If you like the continuous roll model better, then the continuous change of twistangle is more effective (for optimal propulsion drag compromise). Thats my favorite model , although the difference its not completely black and white.
Yes, "Hold the line (in skate)" - "Draw the line (recovery-fingers)" - "Switch (Spear and rotation)" is a mantra in our beginners courses. But as posted several times, later on "Hold the line" will be modified to "..and set the catch"...

Just today I realized it's difficult to distinguish from tuned continues roll in rhythm to hold the edge during the recovery. Where I found the latter offers more powerful spears and helps "effortless without loosing energy" rotation to the other side, if (and only if) I do not undock my hips and shoulders.

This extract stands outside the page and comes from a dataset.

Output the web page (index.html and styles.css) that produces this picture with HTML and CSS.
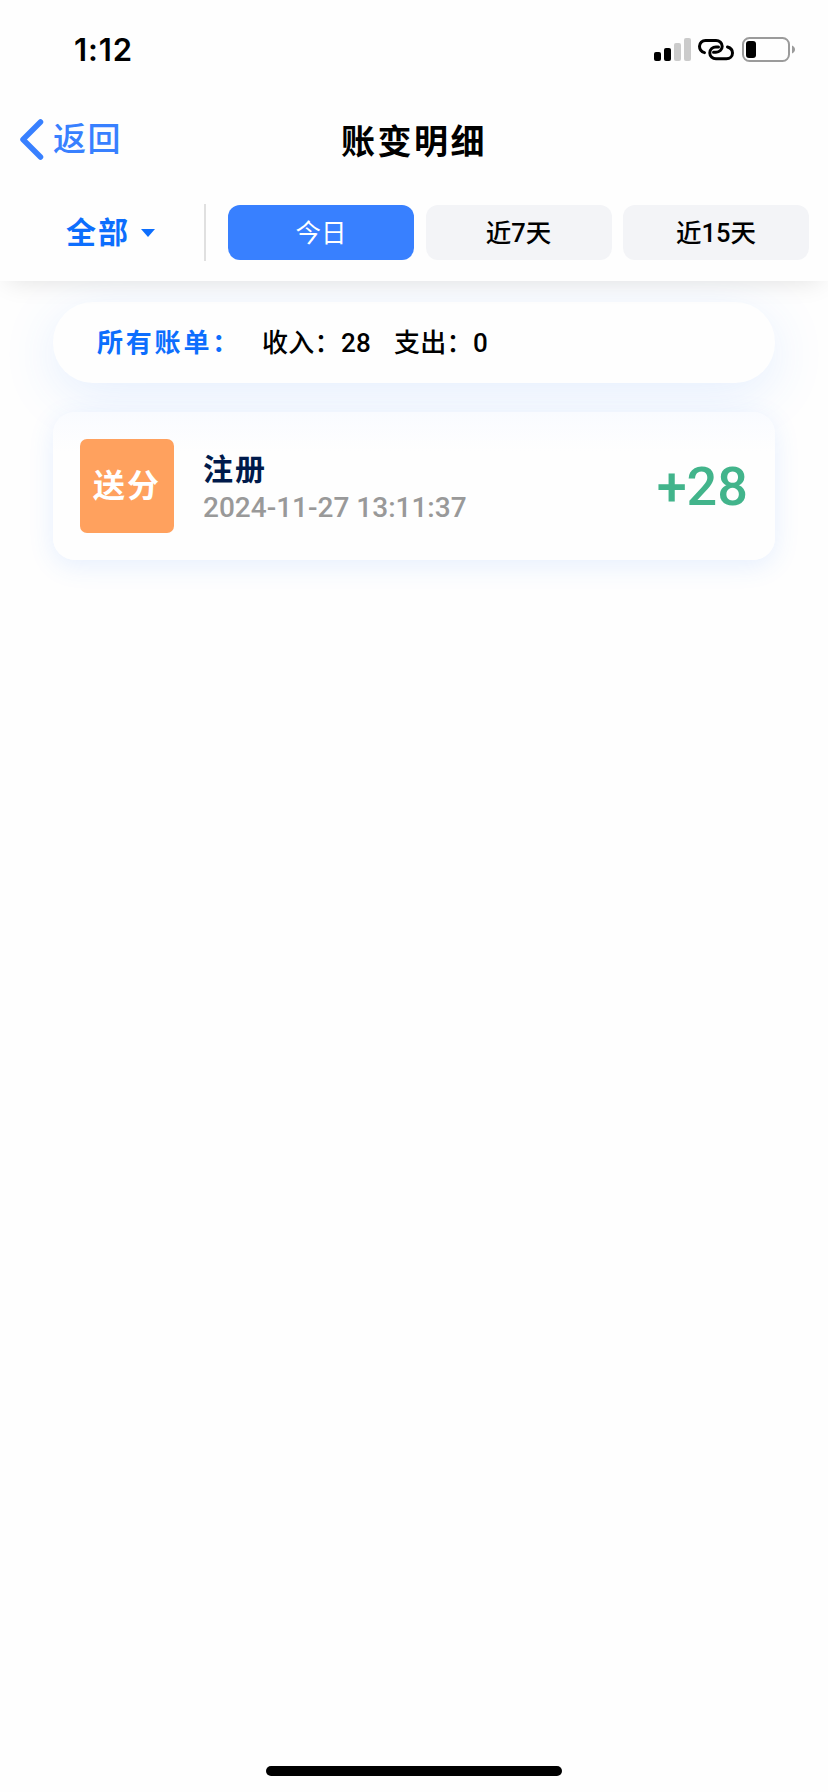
FILE: index.html
```html
<!DOCTYPE html>
<html lang="zh-CN">
<head>
    <meta charset="UTF-8">
    <meta name="viewport" content="width=device-width, initial-scale=1.0">
    <title>账变明细</title>
    <link rel="stylesheet" href="styles.css">
</head>
<body>
    <div class="page">
        <header class="header">
            <div class="status-bar">
                <span class="time">1:12</span>
                <svg class="status-icons" width="144" height="30" viewBox="0 0 144 30">
                    <!-- signal -->
                    <rect x="3" y="17" width="7" height="9" rx="2"/>
                    <rect x="13" y="13" width="7" height="13" rx="2"/>
                    <rect x="23" y="8" width="7" height="18" rx="2" fill="#cbcbcb"/>
                    <rect x="33" y="3" width="7" height="23" rx="2" fill="#cbcbcb"/>
                    <!-- hotspot link -->
                    <g fill="none" stroke="#000" stroke-width="3" stroke-linecap="round">
                        <path d="M53.5 17.6C50.5 16.8 48.5 14.2 48.5 11.3C48.5 8 51.3 5.4 54.6 5.4H65C68.4 5.4 71.2 8 71.2 11.3C71.2 14.6 68.4 17.2 65 17.2H62.5"/>
                        <path d="M76.5 12C79.5 12.8 81.5 15.2 81.5 18C81.5 21.4 78.7 23.8 75.4 23.8H65C61.6 23.8 58.8 21.4 58.8 18C58.8 14.4 61.6 12 65 12H67.5"/>
                    </g>
                    <!-- battery -->
                    <rect x="92" y="3" width="46" height="23" rx="6.5" fill="none" stroke="#9b9b9b" stroke-width="2"/>
                    <rect x="95" y="6" width="10" height="17" rx="3"/>
                    <path d="M141 10.5C145 12 145 17 141 18.5Z" fill="#9b9b9b"/>
                </svg>
            </div>
            <div class="nav">
                <a class="back">
                    <svg width="26" height="44" viewBox="0 0 26 44">
                        <path d="M22.5 4L5 21.5L22.5 39" fill="none" stroke="#3880ff" stroke-width="5.5" stroke-linecap="round" stroke-linejoin="round"/>
                    </svg>
                    <span>返回</span>
                </a>
                <h1 class="title">账变明细</h1>
            </div>
            <div class="filters">
                <div class="type">
                    <span>全部</span>
                    <i class="caret"></i>
                </div>
                <div class="days">
                    <button class="day active">今日</button>
                    <button class="day">近7天</button>
                    <button class="day">近15天</button>
                </div>
            </div>
        </header>

        <main class="content">
            <div class="summary">
                <span class="label">所有账单：</span>
                <span class="income">收入：28</span>
                <span class="outcome">支出：0</span>
            </div>
            <div class="record">
                <div class="tag">送分</div>
                <div class="info">
                    <div class="name">注册</div>
                    <div class="date">2024-11-27 13:11:37</div>
                </div>
                <div class="amount">+28</div>
            </div>
        </main>

        <div class="home-bar"></div>
    </div>
</body>
</html>
```

FILE: styles.css
```css
* {
    box-sizing: border-box;
}
body {
    margin: 0;
    background: #fefefe;
    color: #000;
    font-family: Roboto, "Noto Sans CJK SC", sans-serif;
}
.page {
    display: flex;
    flex-direction: column;
    height: 1792px;
    overflow: hidden;
}
.header {
    position: relative;
    z-index: 1;
    height: 281px;
    background: #fefefe;
    box-shadow: 0 8px 24px -8px rgba(0, 0, 0, 0.12);
}
.status-bar {
    display: flex;
    justify-content: space-between;
    height: 100px;
    padding: 35px 33px 0 74px;
}
.time {
    font-family: Inter, sans-serif;
    font-size: 31px;
    font-weight: 600;
    line-height: 30px;
    letter-spacing: 0.9px;
}
.nav {
    display: grid;
    grid-template-columns: 1fr auto 1fr;
    align-items: center;
    height: 80px;
    padding: 0 18px;
}
.back {
    display: flex;
    align-items: center;
    gap: 9px;
    color: #3880ff;
    font-size: 33px;
    font-weight: 500;
    line-height: 44px;
    letter-spacing: 1.5px;
}
.title {
    margin: 0;
    padding-top: 4px;
    font-size: 34px;
    font-weight: 700;
    line-height: 44px;
    letter-spacing: 2.5px;
}
.filters {
    display: flex;
    align-items: center;
    height: 101px;
    padding: 3px 19px 0 0;
}
.type {
    display: flex;
    align-items: center;
    gap: 11px;
    width: 206px;
    height: 57px;
    padding: 1px 0 0 66px;
    border-right: 2px solid #e0e0e0;
    color: #0d6efd;
    font-size: 30px;
    font-weight: 700;
    line-height: 44px;
    letter-spacing: 2px;
}
.caret {
    margin-top: 1px;
    border: 7.5px solid transparent;
    border-top: 8px solid #0d6efd;
    border-bottom: 0;
}
.days {
    display: flex;
    flex: 1;
    gap: 11.5px;
    margin-left: 22px;
}
.day {
    flex: 1;
    height: 55px;
    padding: 2px 0 0;
    border: none;
    border-radius: 12px;
    background: #f3f4f7;
    color: #000;
    font-family: inherit;
    font-size: 25.5px;
    font-weight: 500;
    line-height: 53px;
}
.day.active {
    background: #3880ff;
    color: #fff;
    font-weight: 400;
}
.content {
    display: flex;
    flex-direction: column;
    gap: 29px;
    padding: 21px 53px 0;
}
.summary {
    display: flex;
    align-items: center;
    height: 81px;
    padding: 0 0 4px 44px;
    border-radius: 40px;
    background: #fefefe;
    box-shadow: 0 12px 54px rgba(56, 128, 255, 0.13);
    font-size: 26px;
    font-weight: 500;
    letter-spacing: 0.3px;
}
.label {
    width: 165px;
    color: #0d6efd;
    font-weight: 700;
    letter-spacing: 2.8px;
}
.income {
    width: 132px;
}
.record {
    display: flex;
    align-items: center;
    height: 148px;
    padding: 0 27px;
    border-radius: 22px;
    background: linear-gradient(#f9fbff, #fefefe 40px);
    box-shadow: 0 6px 26px rgba(56, 128, 255, 0.12);
}
.tag {
    width: 94px;
    height: 94px;
    border-radius: 7px;
    background: #ffa15e;
    color: #fff;
    font-size: 32px;
    font-weight: 700;
    line-height: 94px;
    letter-spacing: 2px;
    text-align: center;
}
.info {
    flex: 1;
    margin-left: 29px;
    padding-top: 4px;
}
.name {
    color: #001a4b;
    font-size: 30px;
    font-weight: 700;
    line-height: 40px;
    letter-spacing: 2px;
}
.date {
    color: #999;
    font-size: 28px;
    font-weight: 500;
    line-height: 36px;
}
.amount {
    color: #42b48b;
    font-size: 54px;
    font-weight: 500;
}
.home-bar {
    width: 296px;
    height: 10px;
    margin: auto auto 16px;
    border-radius: 5px;
    background: #000;
}
```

Black and White... Seems to me everything in swimming (and not only) is modyfied individualy. I recognize all my students just by having a short look at their recovery from outside, although they are doing well...

Best regards,
Werner

Zenturtle 09-17-2018 07:01 PM

I dont agree with a lot of your points, but about rolling like a log.

KPN rolls almost like alog, and it works for her, Thorpe has much more twist and it works for him.

https://www.youtube.com/watch?v=C1AwgCVdjC4

so , no general conclusions can be drawn. Alot depends on personal preference and ability.

WFEGb 09-17-2018 08:43 PM

Hello ZT,

Quote:

...so , no general conclusions can be drawn. Alot depends on personal preference and ability.
Yes, but what is best (easiest to learn?) to be taught and have the next improvement in mind?

And as mentioned sometimes, how to decide to pick a single point (and which?) from one of the elites, if I'm not able to do all the rest as she does? (That's personal preference too.)

Best regards,
Werner

PS:
Quote:

...I dont agree with a lot of your points, but about rolling like a log....
Anything else would be a historical event :-)

Zenturtle 09-18-2018 07:13 AM

the rolling like a log idea is probably the most simple mental model to stick to for learning for the most people.